= Stored entries =

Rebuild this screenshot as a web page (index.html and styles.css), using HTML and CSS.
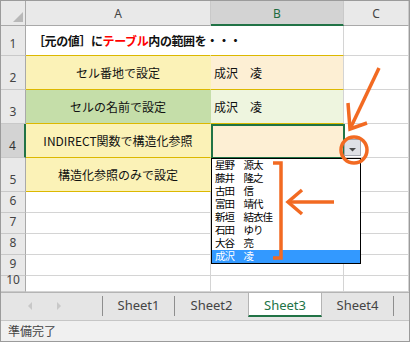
FILE: index.html
```html
<!DOCTYPE html>
<html lang="ja">
<head>
    <meta charset="UTF-8">
    <title>Sheet3 - 入力規則</title>
    <link rel="stylesheet" href="styles.css">
</head>
<body>
    <div class="window">
        <div class="sheet">
            <!-- 見出し行 -->
            <div class="cell hd corner">
                <svg width="24" height="24" viewBox="0 0 24 24"><polygon points="22,11 22,21 12,21" fill="#b8b8b8"/></svg>
            </div>
            <div class="cell hd col-hd">A</div>
            <div class="cell hd col-hd active-col">B</div>
            <div class="cell hd col-hd">C</div>

            <div class="cell hd row-hd">1</div>
            <div class="cell title gold-b"><span>［元の値］に<em>テーブル</em>内の範囲を・・・</span></div>
            <div class="cell gold-b"></div>
            <div class="cell"></div>

            <div class="cell hd row-hd">2</div>
            <div class="cell label yellow gold-b">セル番地で設定</div>
            <div class="cell value orange gold-b">成沢　凌</div>
            <div class="cell"></div>

            <div class="cell hd row-hd">3</div>
            <div class="cell label green gold-b">セルの名前で設定</div>
            <div class="cell value pale-green gold-b">成沢　凌</div>
            <div class="cell"></div>

            <div class="cell hd row-hd active-row">4</div>
            <div class="cell label yellow gold-b">INDIRECT関数で構造化参照</div>
            <div class="cell value orange gold-b"></div>
            <div class="cell"></div>

            <div class="cell hd row-hd">5</div>
            <div class="cell label yellow gold-b">構造化参照のみで設定</div>
            <div class="cell value orange gold-b"></div>
            <div class="cell"></div>

            <div class="cell hd row-hd">6</div>
            <div class="cell"></div>
            <div class="cell"></div>
            <div class="cell"></div>

            <div class="cell hd row-hd">7</div>
            <div class="cell"></div>
            <div class="cell"></div>
            <div class="cell"></div>

            <div class="cell hd row-hd">8</div>
            <div class="cell"></div>
            <div class="cell"></div>
            <div class="cell"></div>

            <div class="cell hd row-hd">9</div>
            <div class="cell"></div>
            <div class="cell"></div>
            <div class="cell"></div>

            <div class="cell hd row-hd">10</div>
            <div class="cell"></div>
            <div class="cell"></div>
            <div class="cell"></div>
        </div>

        <div class="tabbar">
            <div class="tab-nav">
                <svg width="101" height="24" viewBox="0 0 101 24"><polygon points="31,9 31,17 27,13" fill="#c8c8c8"/><polygon points="56,9 56,17 60,13" fill="#c8c8c8"/></svg>
            </div>
            <div class="tab-sep"></div>
            <div class="tab">Sheet1</div>
            <div class="tab-sep"></div>
            <div class="tab tab-wide">Sheet2</div>
            <div class="tab active">Sheet3</div>
            <div class="tab">Sheet4</div>
            <div class="tab-sep"></div>
        </div>

        <div class="status">準備完了</div>

        <!-- 選択セル・リスト・注釈 -->
        <div class="selection"></div>
        <div class="dd-button">
            <svg width="15" height="15" viewBox="0 0 15 15"><polygon points="4,6 11,6 7.5,9.5" fill="#4a4a4a"/></svg>
        </div>
        <ul class="dropdown">
            <li>星野　源太</li>
            <li>藤井　隆之</li>
            <li>古田　信</li>
            <li>富田　靖代</li>
            <li>新垣　結衣佳</li>
            <li>石田　ゆり</li>
            <li>大谷　亮</li>
            <li class="picked">成沢　凌</li>
        </ul>
        <svg class="notes" width="410" height="342" viewBox="0 0 410 342">
            <g fill="none" stroke="#f26a22" stroke-width="3.5" stroke-linecap="butt">
                <circle cx="354" cy="150" r="13"/>
                <path d="M379 68 L350 129"/>
                <path d="M348 103 L350 129 L367 123"/>
                <path d="M273 163 H281 V258 H273"/>
                <path d="M334 202 H288"/>
                <path d="M302 190 L288 202 L302 214"/>
            </g>
        </svg>
    </div>
</body>
</html>
```

FILE: styles.css
```css
* {
    margin: 0;
    padding: 0;
    box-sizing: border-box;
}

body {
    background-color: #fff;
    font-family: "Noto Sans", "Noto Sans CJK JP", sans-serif;
}

.window {
    position: relative;
    width: 410px;
    height: 342px;
    border: 1px solid #9b9b9b;
    background-color: #fff;
    display: flex;
    flex-direction: column;
    overflow: hidden;
}

/* シート */
.sheet {
    display: grid;
    grid-template-columns: 25px 185px 133px 65px;
    grid-template-rows: 25px 30px 34px 34px 34px 34px 21px 21px 21px 21px 16px;
    height: 291px;
    flex-shrink: 0;
    overflow: hidden;
}

.cell {
    display: flex;
    align-items: center;
    border-right: 1px solid #d4d4d4;
    border-bottom: 1px solid #d4d4d4;
    font-family: "Noto Sans CJK JP", sans-serif;
    font-size: 12px;
    color: #111;
    white-space: nowrap;
}

.hd {
    justify-content: center;
    background-color: #e9e9e9;
    border-color: #c9c9c9;
    font-family: "Noto Sans", sans-serif;
    font-size: 12px;
    color: #444;
}

.corner {
    align-items: flex-end;
    justify-content: flex-end;
    border-right-color: #a9a9a9;
    border-bottom-color: #a9a9a9;
}

.col-hd {
    border-bottom-color: #a9a9a9;
    padding-top: 1px;
}

.row-hd {
    align-items: flex-end;
    border-right-color: #a9a9a9;
    line-height: 14px;
    padding-bottom: 4px;
}

.active-col {
    background-color: #d3d3d3;
    color: #1e6b40;
    border-bottom: 2px solid #217346;
}

.active-row {
    background-color: #d3d3d3;
    color: #333;
    border-right: 2px solid #217346;
}

.title {
    padding-left: 7px;
    font-weight: bold;
    letter-spacing: -0.4px;
    overflow: visible;
    border-right-color: transparent;
}

.title em {
    font-style: normal;
    color: #ff0000;
}

.label {
    justify-content: center;
    border-right-color: transparent;
}

.value {
    padding-left: 3px;
}

.gold-b {
    border-bottom-color: #dcb800;
}

.yellow {
    background-color: #fbf2b7;
}

.orange {
    background-color: #fdefd4;
}

.green {
    background-color: #c5dea9;
}

.pale-green {
    background-color: #eef5df;
}

/* シート見出し */
.tabbar {
    display: flex;
    align-items: flex-start;
    height: 29px;
    background-color: #e5e5e5;
    border-top: 1px solid #b4b4b4;
    border-bottom: 1px solid #c6c6c6;
    flex-shrink: 0;
}

.tab-nav {
    width: 101px;
    height: 24px;
}

.tab-sep {
    width: 1px;
    height: 20px;
    margin-top: 3px;
    background-color: #8e8e8e;
}

.tab {
    width: 71px;
    height: 24px;
    display: flex;
    align-items: center;
    justify-content: center;
    font-size: 13px;
    color: #444;
}

.tab-wide {
    width: 73px;
}

.tab.active {
    width: 74px;
    background-color: #fff;
    color: #217346;
    border-left: 1px solid #b4b4b4;
    border-right: 1px solid #b4b4b4;
    border-bottom: 2px solid #217346;
    padding-top: 1px;
}

.status {
    flex: 1;
    background-color: #f0f0f0;
    font-family: "Noto Sans CJK JP", sans-serif;
    font-size: 12px;
    color: #444;
    padding-left: 7px;
    line-height: 19px;
}

/* 重なる部品 */
.selection {
    position: absolute;
    left: 210px;
    top: 123px;
    width: 134px;
    height: 35px;
    border: 2px solid #217346;
}

.dd-button {
    position: absolute;
    left: 343px;
    top: 138px;
    width: 17px;
    height: 17px;
    background-color: #dfe1e6;
    border: 1px solid #a3a7b0;
}

.dropdown {
    position: absolute;
    left: 210px;
    top: 157px;
    width: 150px;
    height: 106px;
    list-style: none;
    background-color: #fff;
    border: 1px solid #000;
}

.dropdown li {
    height: 13px;
    line-height: 13px;
    padding-left: 3px;
    font-family: "Liberation Sans", "Noto Sans CJK JP", sans-serif;
    font-size: 10.5px;
    letter-spacing: -1px;
    color: #000;
    overflow: hidden;
}

.dropdown .picked {
    background-color: #3399ff;
    color: #fff;
}

.notes {
    position: absolute;
    left: -1px;
    top: -1px;
}
```
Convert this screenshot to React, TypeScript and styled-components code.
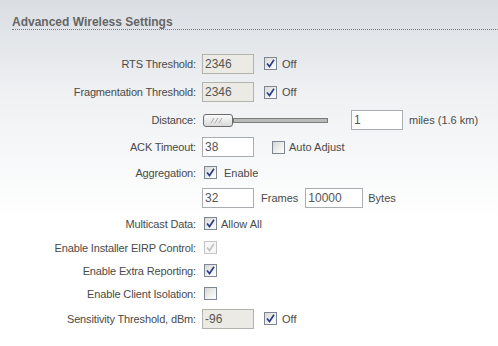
import * as React from "react";
import styled, { createGlobalStyle } from "styled-components";

const GlobalStyle = createGlobalStyle`
  html, body {
    margin: 0;
    padding: 0;
    width: 498px;
    height: 346px;
    overflow: hidden;
  }
  body {
    font-family: "Liberation Sans", Arial, sans-serif;
    font-size: 11px;
    color: #4a4a4a;
    background: linear-gradient(to bottom, #dadee3 0px, #eef0f2 90px, #ffffff 220px);
  }
`;

const Page = styled.div`
  width: 498px;
  height: 346px;
`;

const Header = styled.h2`
  margin: 0 0 19px 12px;
  padding: 15px 0 0 0;
  font-size: 12px;
  line-height: 14px;
  font-weight: bold;
  color: #666;
  border-bottom: 1px dotted #777;
`;

const Form = styled.div`
  display: flex;
  flex-direction: column;
`;

const Row = styled.div<{ h: number }>`
  display: grid;
  grid-template-columns: 196px 1fr;
  column-gap: 6px;
  align-items: center;
  height: ${({ h }) => h}px;
`;

const Label = styled.div`
  text-align: right;
  white-space: nowrap;
  letter-spacing: -0.15px;
`;

const Value = styled.div`
  display: flex;
  align-items: center;
  white-space: nowrap;
`;

const TextInput = styled.div<{ w?: number; disabled?: boolean; ml?: number }>`
  box-sizing: border-box;
  width: ${({ w }) => w ?? 52}px;
  height: 20px;
  margin-left: ${({ ml }) => ml ?? 0}px;
  padding: 0 2px;
  border: 1px solid ${({ disabled }) => (disabled ? "#b3b3ae" : "#a9acb0")};
  background: ${({ disabled }) => (disabled ? "#ebeae4" : "#ffffff")};
  font-size: 12px;
  line-height: 18px;
  color: #555;
`;

const Text = styled.span<{ ml?: number }>`
  margin-left: ${({ ml }) => ml ?? 0}px;
`;

const Box = styled.span<{ disabled?: boolean; ml?: number }>`
  box-sizing: border-box;
  display: inline-flex;
  align-items: center;
  justify-content: center;
  width: 13px;
  height: 13px;
  margin-left: ${({ ml }) => ml ?? 2}px;
  border: 1px solid ${({ disabled }) => (disabled ? "#c4c4c4" : "#7d8794")};
  background: ${({ disabled }) =>
    disabled
      ? "#f7f7f7"
      : "linear-gradient(135deg, #d6d6d2 0%, #efefed 55%, #ffffff 100%)"};
`;

const Check = ({ checked, disabled, ml }: { checked?: boolean; disabled?: boolean; ml?: number }) => (
  <Box disabled={disabled} ml={ml}>
    {checked && (
      <svg width="9" height="9" viewBox="0 0 9 9">
        <path
          d="M1 4.5 L3.5 7.5 L8 0.8"
          fill="none"
          stroke={disabled ? "#c2c2c2" : "#2c3f8c"}
          strokeWidth="1.7"
        />
      </svg>
    )}
  </Box>
);

const Slider = styled.div`
  display: flex;
  align-items: center;
  margin-left: 1px;
`;

const Thumb = styled.div`
  box-sizing: border-box;
  width: 30px;
  height: 13px;
  border: 1px solid #6b6b6b;
  border-radius: 3px;
  background: linear-gradient(to bottom, #fbfbfb, #d9d9d9);
  display: flex;
  align-items: center;
  padding-left: 6px;
`;

const Track = styled.div`
  box-sizing: border-box;
  width: 95px;
  height: 5px;
  border: 1px solid #7c7c7c;
  background: #b8bbb8;
`;

const Stripes = () => (
  <svg width="14" height="7" viewBox="0 0 14 7">
    <path d="M1 6 L4 1 M5 6 L8 1 M9 6 L12 1" stroke="#aaa" strokeWidth="1" fill="none" />
  </svg>
);

export default function App() {
  return (
    <Page>
      <GlobalStyle />
      <Header>Advanced Wireless Settings</Header>
      <Form>
        <Row h={29}>
          <Label>RTS Threshold:</Label>
          <Value>
            <TextInput disabled>2346</TextInput>
            <Check checked ml={10} />
            <Text ml={5}>Off</Text>
          </Value>
        </Row>
        <Row h={28}>
          <Label>Fragmentation Threshold:</Label>
          <Value>
            <TextInput disabled>2346</TextInput>
            <Check checked ml={10} />
            <Text ml={5}>Off</Text>
          </Value>
        </Row>
        <Row h={28}>
          <Label>Distance:</Label>
          <Value>
            <Slider>
              <Thumb>
                <Stripes />
              </Thumb>
              <Track />
            </Slider>
            <TextInput ml={23}>1</TextInput>
            <Text ml={6}>miles (1.6 km)</Text>
          </Value>
        </Row>
        <Row h={26}>
          <Label>ACK Timeout:</Label>
          <Value>
            <TextInput>38</TextInput>
            <Check ml={18} />
            <Text ml={4}>Auto Adjust</Text>
          </Value>
        </Row>
        <Row h={25}>
          <Label>Aggregation:</Label>
          <Value>
            <Check checked />
            <Text ml={7}>Enable</Text>
          </Value>
        </Row>
        <Row h={26}>
          <Label />
          <Value>
            <TextInput>32</TextInput>
            <Text ml={7}>Frames</Text>
            <TextInput w={58} ml={7}>10000</TextInput>
            <Text ml={5}>Bytes</Text>
          </Value>
        </Row>
        <Row h={25}>
          <Label>Multicast Data:</Label>
          <Value>
            <Check checked />
            <Text ml={4}>Allow All</Text>
          </Value>
        </Row>
        <Row h={23}>
          <Label>Enable Installer EIRP Control:</Label>
          <Value>
            <Check checked disabled />
          </Value>
        </Row>
        <Row h={23}>
          <Label>Enable Extra Reporting:</Label>
          <Value>
            <Check checked />
          </Value>
        </Row>
        <Row h={23}>
          <Label>Enable Client Isolation:</Label>
          <Value>
            <Check />
          </Value>
        </Row>
        <Row h={27}>
          <Label>Sensitivity Threshold, dBm:</Label>
          <Value>
            <TextInput disabled>-96</TextInput>
            <Check checked ml={10} />
            <Text ml={5}>Off</Text>
          </Value>
        </Row>
      </Form>
    </Page>
  );
}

= WHAT YOU HAVE TO DO =
Work through the records line by line and tally those with the word "screenshot". Report only the total.

= SOLUTION TO THIS PROBLEM =
2